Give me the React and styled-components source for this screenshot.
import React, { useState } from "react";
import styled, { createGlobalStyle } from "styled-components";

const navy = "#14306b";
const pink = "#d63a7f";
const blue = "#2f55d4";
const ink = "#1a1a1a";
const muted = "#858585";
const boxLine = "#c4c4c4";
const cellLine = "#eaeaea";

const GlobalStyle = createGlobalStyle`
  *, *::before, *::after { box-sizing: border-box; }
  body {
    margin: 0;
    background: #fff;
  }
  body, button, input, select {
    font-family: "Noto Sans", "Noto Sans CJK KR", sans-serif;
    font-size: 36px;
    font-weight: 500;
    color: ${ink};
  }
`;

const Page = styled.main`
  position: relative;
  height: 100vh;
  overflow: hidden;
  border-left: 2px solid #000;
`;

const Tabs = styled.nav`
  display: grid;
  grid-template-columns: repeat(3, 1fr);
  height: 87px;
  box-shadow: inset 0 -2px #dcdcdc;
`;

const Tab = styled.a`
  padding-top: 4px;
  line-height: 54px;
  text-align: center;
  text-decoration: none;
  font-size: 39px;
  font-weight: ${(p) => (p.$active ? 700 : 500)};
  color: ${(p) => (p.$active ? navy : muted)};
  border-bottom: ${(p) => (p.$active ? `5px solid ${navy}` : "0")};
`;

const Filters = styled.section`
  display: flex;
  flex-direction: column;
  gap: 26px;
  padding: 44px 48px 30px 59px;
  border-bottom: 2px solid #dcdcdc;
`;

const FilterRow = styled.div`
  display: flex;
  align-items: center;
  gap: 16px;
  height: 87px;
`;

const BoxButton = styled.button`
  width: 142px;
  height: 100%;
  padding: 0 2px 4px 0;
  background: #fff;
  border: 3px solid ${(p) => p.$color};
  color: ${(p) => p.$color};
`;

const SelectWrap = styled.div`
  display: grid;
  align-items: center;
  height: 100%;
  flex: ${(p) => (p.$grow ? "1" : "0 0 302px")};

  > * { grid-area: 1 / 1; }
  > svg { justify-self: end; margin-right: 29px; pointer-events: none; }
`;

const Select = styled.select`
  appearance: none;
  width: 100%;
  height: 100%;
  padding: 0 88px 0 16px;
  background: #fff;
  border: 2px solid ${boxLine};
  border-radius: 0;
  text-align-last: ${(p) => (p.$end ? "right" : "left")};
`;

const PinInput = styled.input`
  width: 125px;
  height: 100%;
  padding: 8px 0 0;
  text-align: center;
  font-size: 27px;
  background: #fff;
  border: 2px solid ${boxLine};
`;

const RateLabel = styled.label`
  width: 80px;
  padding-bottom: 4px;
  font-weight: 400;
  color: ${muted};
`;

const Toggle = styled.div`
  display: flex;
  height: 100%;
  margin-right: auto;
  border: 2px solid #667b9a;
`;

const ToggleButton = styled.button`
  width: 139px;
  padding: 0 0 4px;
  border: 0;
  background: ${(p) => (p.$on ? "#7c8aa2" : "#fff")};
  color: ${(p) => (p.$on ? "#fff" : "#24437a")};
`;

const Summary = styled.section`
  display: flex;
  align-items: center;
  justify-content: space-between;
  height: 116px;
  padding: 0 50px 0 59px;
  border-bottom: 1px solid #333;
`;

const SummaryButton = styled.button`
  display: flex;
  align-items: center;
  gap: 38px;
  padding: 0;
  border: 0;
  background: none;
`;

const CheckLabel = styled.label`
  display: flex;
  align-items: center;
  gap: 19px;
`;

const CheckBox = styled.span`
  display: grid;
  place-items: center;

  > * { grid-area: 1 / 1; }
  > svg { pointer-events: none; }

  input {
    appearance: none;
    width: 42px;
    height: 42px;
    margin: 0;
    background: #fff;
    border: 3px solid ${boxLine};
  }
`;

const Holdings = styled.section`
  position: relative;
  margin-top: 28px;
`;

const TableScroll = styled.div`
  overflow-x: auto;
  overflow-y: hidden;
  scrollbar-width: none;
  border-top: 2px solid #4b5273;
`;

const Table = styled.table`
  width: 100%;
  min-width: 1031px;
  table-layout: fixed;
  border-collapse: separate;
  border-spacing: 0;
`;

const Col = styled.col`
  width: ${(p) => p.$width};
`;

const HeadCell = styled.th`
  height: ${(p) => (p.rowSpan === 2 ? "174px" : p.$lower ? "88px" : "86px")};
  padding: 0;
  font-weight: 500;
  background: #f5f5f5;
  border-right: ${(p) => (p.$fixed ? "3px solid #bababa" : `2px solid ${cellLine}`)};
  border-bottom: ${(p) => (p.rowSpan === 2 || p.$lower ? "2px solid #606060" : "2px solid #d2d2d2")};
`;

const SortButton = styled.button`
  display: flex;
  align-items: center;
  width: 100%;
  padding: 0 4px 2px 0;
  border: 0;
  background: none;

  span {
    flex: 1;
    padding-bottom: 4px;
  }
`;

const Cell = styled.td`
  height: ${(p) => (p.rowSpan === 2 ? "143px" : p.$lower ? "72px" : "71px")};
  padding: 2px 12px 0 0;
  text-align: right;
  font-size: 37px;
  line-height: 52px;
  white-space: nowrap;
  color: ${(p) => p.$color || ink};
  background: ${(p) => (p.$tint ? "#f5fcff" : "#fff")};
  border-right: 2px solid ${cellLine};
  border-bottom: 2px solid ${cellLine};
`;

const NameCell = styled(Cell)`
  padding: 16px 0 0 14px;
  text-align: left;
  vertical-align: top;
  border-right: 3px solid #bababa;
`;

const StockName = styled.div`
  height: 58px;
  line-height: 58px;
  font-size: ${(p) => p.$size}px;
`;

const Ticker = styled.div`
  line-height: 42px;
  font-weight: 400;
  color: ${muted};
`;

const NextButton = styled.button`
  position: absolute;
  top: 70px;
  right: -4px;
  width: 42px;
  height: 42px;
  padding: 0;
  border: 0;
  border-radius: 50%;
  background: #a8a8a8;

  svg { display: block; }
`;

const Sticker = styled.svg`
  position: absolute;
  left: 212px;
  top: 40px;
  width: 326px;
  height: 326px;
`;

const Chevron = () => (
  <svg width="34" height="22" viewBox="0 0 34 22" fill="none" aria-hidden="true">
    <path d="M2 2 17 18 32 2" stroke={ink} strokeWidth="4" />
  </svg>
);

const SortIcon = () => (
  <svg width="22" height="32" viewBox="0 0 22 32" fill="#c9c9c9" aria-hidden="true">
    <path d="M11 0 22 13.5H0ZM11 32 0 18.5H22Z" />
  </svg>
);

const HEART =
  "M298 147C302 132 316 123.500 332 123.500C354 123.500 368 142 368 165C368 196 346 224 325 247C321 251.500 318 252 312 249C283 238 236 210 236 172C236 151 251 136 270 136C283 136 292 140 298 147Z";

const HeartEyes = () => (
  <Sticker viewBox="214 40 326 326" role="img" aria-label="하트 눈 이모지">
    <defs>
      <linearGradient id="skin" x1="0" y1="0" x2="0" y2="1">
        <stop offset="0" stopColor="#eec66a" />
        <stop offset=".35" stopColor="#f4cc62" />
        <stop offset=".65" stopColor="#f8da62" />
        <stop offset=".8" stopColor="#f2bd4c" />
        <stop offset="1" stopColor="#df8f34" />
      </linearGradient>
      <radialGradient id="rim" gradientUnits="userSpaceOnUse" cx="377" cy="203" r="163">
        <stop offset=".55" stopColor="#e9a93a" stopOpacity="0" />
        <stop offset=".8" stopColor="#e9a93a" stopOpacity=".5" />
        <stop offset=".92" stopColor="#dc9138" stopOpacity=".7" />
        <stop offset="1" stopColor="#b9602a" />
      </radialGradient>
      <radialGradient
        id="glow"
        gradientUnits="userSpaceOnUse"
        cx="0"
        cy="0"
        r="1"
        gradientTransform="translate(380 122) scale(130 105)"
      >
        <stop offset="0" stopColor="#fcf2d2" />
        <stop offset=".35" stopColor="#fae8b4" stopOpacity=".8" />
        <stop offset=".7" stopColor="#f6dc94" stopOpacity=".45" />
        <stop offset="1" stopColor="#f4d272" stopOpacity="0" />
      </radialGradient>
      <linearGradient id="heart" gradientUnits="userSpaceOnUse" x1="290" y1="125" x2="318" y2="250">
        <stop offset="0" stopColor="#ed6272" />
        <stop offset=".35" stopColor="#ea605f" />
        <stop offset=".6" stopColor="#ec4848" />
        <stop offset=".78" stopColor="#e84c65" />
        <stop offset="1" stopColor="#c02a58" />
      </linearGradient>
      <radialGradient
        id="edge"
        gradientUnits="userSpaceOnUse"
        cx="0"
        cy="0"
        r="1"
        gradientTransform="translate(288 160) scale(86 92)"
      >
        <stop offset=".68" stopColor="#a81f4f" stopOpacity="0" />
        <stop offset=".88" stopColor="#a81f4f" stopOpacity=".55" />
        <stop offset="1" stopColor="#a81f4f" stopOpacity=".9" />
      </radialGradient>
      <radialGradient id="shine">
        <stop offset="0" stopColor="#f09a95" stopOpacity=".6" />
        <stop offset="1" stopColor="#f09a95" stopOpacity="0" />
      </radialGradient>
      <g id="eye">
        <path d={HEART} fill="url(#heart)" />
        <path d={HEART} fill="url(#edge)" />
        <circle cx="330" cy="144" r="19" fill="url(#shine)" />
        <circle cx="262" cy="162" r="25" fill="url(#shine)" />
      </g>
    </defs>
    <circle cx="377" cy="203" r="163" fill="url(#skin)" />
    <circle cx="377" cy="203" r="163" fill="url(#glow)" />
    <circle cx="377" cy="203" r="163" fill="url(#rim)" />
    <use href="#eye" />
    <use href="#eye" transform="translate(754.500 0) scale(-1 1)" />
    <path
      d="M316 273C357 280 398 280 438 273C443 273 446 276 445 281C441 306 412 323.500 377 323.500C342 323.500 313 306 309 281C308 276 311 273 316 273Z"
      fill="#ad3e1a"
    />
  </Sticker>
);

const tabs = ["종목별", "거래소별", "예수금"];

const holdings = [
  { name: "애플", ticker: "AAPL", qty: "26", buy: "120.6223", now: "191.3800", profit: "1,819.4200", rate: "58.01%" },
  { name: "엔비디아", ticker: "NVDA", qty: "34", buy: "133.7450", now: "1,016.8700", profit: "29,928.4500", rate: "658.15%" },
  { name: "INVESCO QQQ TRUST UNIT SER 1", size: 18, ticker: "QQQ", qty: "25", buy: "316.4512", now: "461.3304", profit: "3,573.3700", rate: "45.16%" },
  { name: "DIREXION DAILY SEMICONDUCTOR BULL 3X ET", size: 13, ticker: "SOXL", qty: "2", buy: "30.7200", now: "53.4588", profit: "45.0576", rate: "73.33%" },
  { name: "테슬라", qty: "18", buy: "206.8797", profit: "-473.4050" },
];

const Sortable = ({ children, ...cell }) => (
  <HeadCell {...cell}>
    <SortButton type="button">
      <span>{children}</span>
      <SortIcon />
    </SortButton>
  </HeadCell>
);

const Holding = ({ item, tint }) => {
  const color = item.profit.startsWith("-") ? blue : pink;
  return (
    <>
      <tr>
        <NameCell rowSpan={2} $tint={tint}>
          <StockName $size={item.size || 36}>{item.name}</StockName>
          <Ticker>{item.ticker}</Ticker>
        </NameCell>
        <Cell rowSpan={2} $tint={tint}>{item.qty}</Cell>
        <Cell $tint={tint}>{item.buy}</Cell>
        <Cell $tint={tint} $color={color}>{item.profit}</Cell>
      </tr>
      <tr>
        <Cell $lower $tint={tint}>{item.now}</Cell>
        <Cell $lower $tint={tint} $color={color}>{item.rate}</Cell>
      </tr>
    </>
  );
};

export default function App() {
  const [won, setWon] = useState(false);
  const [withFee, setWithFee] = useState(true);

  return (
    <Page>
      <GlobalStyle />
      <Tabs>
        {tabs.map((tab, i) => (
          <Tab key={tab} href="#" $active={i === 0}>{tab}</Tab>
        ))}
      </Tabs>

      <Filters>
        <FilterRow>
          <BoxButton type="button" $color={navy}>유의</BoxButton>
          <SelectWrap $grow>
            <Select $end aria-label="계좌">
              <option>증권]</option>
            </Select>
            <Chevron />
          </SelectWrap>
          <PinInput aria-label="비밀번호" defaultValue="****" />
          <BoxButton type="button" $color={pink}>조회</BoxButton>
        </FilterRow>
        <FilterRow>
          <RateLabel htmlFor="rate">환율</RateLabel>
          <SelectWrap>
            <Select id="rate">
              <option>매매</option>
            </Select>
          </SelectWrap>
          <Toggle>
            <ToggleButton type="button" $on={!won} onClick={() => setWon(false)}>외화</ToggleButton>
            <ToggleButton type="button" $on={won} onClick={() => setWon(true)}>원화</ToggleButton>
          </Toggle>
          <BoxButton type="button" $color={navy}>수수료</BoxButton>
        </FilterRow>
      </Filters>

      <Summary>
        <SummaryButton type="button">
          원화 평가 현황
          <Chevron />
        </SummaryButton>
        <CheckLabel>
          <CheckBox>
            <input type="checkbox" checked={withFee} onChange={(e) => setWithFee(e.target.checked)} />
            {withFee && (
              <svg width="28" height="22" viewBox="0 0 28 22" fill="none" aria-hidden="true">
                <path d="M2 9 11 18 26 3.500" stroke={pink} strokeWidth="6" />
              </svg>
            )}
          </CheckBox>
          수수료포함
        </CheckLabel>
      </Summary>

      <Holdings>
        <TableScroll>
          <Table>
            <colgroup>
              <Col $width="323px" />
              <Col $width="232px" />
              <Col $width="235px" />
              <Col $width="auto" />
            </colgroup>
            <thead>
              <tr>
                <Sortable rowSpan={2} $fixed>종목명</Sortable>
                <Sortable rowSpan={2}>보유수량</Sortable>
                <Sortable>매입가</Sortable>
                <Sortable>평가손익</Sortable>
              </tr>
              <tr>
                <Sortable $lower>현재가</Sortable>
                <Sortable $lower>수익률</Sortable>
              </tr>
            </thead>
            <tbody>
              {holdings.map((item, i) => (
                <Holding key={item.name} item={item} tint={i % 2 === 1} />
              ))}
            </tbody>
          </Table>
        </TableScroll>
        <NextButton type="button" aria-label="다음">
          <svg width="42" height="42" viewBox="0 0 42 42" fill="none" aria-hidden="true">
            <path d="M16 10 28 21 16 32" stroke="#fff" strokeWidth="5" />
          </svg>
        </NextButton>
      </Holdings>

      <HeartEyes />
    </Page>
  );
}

+++++

■ Required work ■
Pull out each line of the listing that holds the string "React".

■ Problem solution ■
Give me the React and styled-components source for this screenshot.
import React, { useState } from "react";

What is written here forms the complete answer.